▶ [WORK TO BE COMPLETED]
Only a number is required: how many lines of the material contain the word "Write"?

# # #

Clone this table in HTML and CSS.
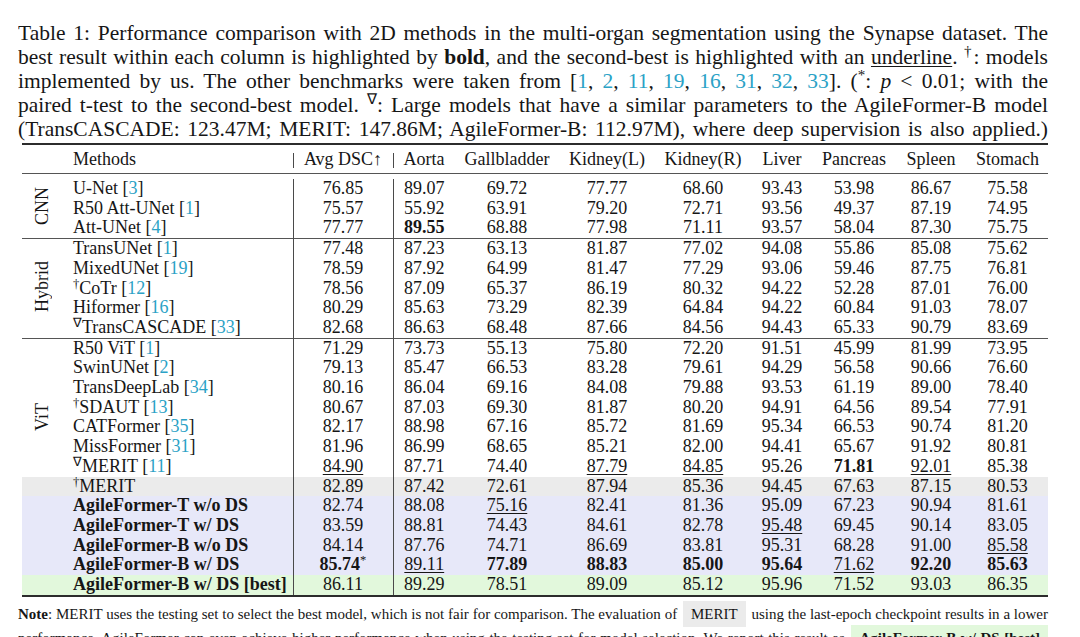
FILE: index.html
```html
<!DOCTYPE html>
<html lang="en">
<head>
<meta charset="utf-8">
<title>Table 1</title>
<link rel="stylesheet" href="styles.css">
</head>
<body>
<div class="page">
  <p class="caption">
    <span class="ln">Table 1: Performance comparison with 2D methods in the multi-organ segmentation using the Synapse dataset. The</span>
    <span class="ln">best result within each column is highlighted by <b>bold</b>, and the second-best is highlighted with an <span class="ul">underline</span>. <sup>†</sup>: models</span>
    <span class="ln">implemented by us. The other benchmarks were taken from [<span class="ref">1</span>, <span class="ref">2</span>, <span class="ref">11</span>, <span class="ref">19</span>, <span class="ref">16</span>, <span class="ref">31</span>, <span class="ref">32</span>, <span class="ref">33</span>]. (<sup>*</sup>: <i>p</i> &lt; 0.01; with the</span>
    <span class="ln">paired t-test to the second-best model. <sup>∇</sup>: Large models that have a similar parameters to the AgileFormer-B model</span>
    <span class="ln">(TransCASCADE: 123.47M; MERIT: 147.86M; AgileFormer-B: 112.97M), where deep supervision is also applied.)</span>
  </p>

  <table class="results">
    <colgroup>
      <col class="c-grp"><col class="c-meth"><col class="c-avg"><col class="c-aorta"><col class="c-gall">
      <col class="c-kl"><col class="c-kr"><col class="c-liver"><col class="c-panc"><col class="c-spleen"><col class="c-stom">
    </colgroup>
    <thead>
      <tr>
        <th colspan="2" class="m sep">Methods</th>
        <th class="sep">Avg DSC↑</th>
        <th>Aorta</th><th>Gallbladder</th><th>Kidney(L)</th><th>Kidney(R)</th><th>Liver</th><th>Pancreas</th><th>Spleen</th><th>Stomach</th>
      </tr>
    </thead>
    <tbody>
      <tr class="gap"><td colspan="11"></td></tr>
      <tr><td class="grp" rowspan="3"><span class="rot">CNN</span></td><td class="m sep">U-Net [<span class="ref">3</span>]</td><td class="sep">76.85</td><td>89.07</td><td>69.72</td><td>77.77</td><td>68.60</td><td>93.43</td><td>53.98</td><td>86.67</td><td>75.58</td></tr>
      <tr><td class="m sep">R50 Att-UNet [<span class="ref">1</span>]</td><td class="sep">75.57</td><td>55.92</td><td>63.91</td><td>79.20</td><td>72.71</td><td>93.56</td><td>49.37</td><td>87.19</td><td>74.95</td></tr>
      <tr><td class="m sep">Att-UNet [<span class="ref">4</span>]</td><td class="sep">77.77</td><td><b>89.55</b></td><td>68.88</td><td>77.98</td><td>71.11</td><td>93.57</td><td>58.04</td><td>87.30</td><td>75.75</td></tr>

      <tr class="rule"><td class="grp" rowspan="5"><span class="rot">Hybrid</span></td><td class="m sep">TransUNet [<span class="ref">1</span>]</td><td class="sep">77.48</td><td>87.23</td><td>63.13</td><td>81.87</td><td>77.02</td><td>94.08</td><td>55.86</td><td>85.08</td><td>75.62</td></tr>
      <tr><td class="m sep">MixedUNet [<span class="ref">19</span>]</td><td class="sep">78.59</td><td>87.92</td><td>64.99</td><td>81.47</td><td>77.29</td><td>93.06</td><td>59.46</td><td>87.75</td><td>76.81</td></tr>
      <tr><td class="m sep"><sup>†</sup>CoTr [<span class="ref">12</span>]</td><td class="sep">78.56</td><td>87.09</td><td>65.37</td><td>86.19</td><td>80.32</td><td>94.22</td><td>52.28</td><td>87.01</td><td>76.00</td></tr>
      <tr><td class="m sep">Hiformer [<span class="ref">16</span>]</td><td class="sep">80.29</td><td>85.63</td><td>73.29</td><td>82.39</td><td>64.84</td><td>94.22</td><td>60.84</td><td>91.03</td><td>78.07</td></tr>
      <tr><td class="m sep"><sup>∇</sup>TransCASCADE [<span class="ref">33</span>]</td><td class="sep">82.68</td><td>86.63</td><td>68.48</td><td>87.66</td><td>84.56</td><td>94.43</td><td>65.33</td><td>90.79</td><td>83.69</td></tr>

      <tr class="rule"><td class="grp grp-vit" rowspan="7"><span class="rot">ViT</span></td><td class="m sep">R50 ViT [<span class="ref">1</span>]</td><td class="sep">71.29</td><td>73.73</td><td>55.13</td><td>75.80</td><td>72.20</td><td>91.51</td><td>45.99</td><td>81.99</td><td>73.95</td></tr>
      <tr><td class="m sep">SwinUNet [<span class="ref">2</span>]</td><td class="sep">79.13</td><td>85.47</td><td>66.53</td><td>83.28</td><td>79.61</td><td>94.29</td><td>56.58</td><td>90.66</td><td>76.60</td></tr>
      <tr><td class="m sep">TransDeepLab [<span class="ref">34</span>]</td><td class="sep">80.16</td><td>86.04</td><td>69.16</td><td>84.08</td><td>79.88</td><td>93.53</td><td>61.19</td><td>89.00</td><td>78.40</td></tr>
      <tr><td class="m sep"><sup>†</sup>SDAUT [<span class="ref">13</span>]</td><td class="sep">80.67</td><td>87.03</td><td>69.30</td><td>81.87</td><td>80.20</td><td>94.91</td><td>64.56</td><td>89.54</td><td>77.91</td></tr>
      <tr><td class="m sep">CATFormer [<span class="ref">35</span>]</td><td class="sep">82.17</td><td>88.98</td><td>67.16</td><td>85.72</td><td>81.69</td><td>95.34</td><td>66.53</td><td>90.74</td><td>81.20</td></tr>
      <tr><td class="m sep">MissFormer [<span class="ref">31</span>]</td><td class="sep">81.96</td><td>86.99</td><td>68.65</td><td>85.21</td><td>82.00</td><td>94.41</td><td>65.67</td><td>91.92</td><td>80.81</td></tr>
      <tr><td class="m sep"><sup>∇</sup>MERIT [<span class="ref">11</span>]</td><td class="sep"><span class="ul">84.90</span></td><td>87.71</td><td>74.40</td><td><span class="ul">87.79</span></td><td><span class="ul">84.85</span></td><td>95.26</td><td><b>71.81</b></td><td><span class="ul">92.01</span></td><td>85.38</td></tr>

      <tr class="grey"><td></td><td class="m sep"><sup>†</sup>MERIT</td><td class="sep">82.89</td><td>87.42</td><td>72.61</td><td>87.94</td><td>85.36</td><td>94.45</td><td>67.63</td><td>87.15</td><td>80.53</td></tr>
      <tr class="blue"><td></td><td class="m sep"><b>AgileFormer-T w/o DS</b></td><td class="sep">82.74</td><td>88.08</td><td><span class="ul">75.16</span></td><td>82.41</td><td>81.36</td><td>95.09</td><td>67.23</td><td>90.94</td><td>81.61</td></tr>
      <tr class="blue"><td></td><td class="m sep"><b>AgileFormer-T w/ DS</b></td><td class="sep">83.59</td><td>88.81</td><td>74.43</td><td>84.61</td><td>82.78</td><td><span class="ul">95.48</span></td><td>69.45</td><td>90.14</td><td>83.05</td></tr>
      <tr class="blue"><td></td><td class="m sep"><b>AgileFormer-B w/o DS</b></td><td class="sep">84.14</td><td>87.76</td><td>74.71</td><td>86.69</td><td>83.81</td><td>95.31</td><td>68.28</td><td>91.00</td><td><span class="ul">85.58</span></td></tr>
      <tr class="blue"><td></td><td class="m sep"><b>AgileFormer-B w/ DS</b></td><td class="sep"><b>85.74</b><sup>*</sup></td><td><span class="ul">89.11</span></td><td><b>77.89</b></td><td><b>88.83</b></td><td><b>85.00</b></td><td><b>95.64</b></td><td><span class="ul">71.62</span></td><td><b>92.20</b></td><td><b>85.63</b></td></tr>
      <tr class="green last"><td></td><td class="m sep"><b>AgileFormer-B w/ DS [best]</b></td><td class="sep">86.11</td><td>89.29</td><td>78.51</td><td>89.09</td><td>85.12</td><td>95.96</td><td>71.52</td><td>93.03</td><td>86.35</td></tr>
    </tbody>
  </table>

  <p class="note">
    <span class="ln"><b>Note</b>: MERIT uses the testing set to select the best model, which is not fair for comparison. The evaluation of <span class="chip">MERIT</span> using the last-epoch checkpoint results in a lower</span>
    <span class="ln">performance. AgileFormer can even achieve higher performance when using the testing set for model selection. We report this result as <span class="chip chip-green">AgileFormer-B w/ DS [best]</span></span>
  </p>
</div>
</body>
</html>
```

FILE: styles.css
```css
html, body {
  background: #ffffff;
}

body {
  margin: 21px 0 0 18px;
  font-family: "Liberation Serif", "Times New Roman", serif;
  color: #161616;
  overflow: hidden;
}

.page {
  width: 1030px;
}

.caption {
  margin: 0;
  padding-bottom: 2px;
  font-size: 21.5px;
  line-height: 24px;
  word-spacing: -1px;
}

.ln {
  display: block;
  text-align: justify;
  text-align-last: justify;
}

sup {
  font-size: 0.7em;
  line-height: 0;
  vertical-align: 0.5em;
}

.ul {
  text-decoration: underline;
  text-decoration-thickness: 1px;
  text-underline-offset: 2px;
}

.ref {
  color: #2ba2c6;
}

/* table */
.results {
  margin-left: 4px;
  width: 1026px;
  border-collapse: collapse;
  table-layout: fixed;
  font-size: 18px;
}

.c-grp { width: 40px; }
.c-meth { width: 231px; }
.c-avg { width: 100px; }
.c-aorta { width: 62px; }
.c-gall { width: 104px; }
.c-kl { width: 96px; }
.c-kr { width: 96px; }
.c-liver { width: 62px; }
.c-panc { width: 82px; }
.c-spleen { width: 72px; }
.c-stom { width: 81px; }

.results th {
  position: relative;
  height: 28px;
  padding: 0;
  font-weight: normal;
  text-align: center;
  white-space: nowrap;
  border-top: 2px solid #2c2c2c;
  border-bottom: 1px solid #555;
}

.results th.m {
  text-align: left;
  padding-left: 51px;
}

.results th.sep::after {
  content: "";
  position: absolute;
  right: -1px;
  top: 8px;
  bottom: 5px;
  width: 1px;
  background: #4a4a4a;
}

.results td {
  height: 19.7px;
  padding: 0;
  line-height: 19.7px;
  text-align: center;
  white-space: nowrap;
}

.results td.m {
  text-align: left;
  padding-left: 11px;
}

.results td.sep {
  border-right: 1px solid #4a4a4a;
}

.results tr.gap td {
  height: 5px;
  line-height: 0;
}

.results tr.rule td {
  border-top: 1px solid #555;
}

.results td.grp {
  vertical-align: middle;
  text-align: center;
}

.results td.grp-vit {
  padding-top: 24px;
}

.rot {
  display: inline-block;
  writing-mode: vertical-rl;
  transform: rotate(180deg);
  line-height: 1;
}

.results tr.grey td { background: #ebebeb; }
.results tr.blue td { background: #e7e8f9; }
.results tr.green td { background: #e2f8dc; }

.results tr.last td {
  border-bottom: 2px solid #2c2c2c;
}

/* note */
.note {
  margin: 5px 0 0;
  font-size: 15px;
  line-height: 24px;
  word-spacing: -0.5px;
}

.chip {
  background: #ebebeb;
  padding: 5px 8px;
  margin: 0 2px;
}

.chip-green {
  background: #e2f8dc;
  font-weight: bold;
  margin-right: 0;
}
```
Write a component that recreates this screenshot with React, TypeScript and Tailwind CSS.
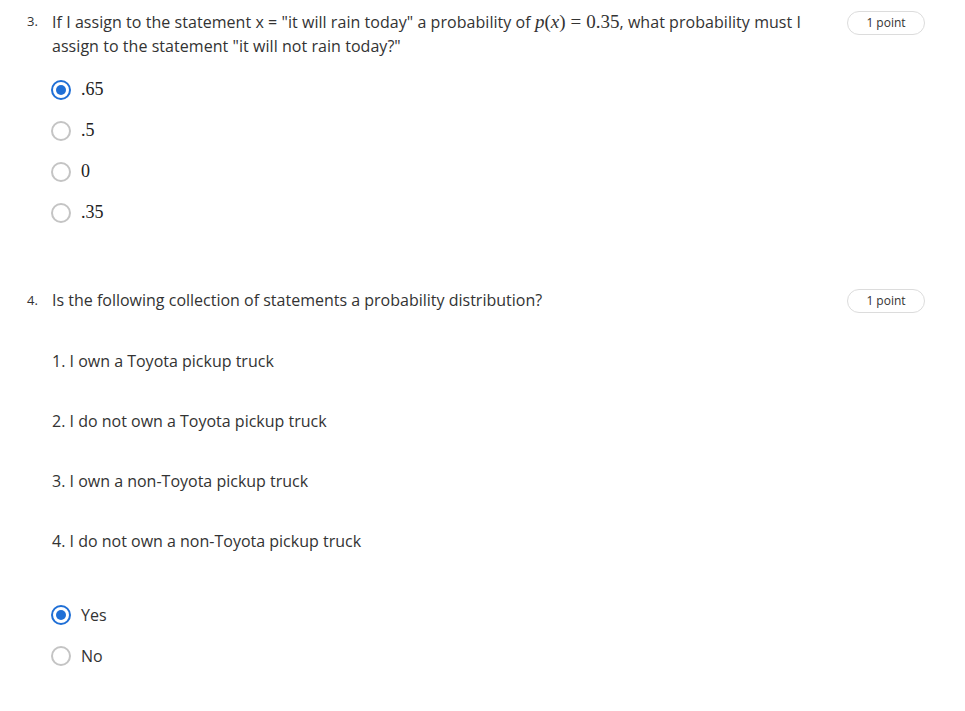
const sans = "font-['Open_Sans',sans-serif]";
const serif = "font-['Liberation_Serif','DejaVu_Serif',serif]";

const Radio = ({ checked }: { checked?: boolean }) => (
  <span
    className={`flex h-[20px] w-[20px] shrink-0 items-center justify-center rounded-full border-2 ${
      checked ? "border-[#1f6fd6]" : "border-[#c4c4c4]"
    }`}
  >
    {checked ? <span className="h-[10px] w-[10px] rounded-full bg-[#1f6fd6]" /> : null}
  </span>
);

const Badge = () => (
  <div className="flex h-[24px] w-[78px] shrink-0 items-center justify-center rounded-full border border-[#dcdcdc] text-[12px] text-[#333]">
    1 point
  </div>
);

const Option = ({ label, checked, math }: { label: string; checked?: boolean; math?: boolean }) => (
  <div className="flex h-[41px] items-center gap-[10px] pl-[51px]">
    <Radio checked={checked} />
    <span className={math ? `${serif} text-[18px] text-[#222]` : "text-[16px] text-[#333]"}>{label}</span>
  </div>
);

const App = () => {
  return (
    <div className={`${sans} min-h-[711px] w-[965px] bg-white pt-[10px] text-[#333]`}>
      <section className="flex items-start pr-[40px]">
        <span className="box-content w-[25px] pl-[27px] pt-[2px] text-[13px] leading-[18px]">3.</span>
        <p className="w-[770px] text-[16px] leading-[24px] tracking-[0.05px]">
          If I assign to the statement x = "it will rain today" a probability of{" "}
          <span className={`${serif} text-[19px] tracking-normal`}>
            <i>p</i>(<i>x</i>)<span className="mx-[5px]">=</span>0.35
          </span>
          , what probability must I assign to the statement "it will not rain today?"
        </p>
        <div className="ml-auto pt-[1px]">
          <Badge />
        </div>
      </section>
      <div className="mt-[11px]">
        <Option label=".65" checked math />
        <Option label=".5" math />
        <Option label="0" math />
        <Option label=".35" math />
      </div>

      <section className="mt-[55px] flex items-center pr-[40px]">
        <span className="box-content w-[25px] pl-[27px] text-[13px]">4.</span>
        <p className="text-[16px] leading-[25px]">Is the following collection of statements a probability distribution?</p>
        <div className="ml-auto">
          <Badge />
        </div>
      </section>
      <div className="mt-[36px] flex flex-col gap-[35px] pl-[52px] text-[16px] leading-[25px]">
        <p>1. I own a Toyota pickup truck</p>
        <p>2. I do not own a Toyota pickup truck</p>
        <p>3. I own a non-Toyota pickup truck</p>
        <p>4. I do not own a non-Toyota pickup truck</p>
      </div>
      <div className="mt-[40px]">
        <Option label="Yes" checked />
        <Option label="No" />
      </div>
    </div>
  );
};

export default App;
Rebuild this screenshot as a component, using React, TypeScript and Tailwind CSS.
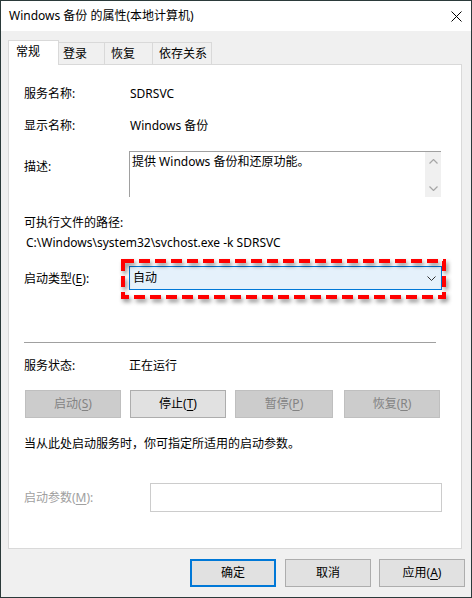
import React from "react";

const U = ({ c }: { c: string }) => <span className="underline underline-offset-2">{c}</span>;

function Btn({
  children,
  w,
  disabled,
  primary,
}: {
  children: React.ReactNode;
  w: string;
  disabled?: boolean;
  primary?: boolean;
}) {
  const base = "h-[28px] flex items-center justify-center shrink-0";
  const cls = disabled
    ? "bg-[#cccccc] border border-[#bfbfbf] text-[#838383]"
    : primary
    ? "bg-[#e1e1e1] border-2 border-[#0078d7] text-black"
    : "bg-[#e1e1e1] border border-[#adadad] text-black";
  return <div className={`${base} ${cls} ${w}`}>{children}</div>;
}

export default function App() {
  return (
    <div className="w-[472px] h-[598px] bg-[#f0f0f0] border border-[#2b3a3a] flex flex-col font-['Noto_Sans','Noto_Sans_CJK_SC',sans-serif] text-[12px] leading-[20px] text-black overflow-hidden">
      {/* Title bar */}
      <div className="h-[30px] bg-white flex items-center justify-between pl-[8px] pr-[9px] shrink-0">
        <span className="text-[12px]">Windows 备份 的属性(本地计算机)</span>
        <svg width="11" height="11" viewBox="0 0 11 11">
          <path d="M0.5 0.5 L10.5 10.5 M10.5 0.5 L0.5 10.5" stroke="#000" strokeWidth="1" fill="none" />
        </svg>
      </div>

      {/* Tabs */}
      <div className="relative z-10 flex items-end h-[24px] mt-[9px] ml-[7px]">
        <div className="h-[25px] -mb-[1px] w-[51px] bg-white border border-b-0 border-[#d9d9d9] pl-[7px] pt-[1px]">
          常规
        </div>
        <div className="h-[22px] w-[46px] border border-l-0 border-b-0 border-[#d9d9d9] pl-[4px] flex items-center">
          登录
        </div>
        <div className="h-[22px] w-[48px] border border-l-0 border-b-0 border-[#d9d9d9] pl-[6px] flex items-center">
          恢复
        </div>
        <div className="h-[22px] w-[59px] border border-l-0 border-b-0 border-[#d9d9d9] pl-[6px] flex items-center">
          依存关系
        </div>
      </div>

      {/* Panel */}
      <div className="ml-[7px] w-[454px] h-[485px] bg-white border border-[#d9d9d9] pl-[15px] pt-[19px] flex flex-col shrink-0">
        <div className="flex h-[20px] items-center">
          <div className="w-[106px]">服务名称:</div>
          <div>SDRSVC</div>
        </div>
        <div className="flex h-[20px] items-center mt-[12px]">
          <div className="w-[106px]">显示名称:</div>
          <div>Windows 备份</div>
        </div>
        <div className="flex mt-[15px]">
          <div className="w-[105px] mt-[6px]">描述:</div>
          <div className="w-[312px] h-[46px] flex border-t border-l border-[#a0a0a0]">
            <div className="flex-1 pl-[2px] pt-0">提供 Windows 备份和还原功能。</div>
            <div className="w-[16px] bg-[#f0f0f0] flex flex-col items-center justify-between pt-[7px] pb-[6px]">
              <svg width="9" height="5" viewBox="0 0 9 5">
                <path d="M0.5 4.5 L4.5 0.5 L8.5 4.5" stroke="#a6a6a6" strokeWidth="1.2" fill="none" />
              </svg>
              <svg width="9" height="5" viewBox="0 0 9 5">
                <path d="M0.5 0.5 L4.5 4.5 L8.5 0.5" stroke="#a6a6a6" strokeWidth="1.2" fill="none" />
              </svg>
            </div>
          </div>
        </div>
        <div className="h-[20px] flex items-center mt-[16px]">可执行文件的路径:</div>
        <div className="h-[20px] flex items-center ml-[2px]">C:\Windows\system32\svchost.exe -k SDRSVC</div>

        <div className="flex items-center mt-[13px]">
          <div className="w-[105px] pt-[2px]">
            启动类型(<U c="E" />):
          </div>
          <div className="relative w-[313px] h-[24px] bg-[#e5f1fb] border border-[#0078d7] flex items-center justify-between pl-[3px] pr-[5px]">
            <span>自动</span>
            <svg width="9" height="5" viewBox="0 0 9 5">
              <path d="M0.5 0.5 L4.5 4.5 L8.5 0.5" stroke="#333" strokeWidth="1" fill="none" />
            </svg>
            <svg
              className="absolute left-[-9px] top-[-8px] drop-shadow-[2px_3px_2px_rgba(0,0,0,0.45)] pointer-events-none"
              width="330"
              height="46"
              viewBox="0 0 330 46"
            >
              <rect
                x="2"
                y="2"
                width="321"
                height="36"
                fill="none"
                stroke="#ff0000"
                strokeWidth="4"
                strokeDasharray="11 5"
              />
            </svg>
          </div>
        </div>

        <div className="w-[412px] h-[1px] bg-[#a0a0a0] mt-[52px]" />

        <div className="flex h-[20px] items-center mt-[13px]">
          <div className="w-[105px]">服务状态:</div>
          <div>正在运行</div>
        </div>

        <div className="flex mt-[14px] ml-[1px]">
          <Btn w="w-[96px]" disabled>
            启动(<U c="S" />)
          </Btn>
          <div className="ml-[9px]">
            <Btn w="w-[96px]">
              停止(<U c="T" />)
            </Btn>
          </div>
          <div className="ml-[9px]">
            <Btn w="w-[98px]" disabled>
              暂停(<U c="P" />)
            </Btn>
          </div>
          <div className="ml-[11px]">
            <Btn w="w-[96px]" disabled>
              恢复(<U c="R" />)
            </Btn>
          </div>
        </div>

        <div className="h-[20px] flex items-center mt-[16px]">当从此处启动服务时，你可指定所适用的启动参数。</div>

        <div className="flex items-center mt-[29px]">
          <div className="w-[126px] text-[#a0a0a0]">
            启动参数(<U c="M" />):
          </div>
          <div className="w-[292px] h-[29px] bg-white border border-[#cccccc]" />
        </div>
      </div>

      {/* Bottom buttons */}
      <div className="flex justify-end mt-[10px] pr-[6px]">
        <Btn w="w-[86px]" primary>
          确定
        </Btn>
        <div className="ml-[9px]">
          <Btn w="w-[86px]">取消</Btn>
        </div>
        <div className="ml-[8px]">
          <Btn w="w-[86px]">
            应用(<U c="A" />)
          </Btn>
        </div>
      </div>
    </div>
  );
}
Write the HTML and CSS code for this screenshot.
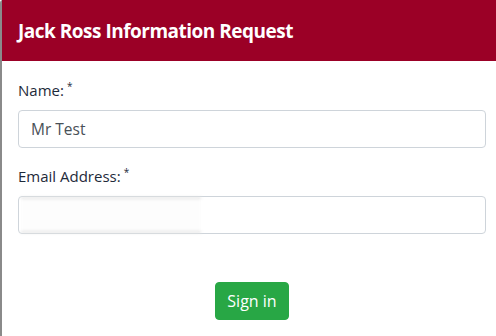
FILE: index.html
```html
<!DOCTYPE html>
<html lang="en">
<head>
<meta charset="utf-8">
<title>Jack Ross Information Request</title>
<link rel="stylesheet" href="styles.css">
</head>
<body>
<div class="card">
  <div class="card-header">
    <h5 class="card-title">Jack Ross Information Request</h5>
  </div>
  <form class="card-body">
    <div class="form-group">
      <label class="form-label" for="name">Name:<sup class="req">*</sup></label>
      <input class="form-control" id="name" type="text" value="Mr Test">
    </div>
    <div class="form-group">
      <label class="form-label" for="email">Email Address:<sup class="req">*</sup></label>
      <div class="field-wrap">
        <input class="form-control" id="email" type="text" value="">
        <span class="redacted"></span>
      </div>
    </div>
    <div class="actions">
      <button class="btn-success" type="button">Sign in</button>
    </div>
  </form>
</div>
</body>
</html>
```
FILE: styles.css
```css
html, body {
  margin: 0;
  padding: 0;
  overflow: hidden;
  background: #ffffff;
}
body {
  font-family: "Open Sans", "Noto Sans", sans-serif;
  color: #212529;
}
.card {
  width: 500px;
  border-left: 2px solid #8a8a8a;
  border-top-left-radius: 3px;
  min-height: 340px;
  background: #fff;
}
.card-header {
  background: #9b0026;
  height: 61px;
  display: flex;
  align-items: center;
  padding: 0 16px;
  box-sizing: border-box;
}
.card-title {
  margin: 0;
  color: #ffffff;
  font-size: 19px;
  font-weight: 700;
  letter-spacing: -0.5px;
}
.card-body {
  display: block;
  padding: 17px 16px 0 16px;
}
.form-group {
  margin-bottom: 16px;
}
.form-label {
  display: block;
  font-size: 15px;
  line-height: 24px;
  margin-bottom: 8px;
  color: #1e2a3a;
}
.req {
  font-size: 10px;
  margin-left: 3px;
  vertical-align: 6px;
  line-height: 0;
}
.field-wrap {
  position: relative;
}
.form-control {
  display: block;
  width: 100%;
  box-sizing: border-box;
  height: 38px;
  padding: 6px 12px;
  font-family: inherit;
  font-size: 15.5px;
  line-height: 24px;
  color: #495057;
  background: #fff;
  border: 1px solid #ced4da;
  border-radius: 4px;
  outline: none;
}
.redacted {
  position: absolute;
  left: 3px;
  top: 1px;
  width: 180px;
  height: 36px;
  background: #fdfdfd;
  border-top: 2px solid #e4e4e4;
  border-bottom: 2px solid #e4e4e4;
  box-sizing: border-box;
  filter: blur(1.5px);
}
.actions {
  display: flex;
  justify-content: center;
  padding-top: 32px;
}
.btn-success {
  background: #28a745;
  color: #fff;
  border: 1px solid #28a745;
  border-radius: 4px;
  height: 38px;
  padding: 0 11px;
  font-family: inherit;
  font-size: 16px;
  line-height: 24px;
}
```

# # #

▶ [OUTPUT BELOW]
2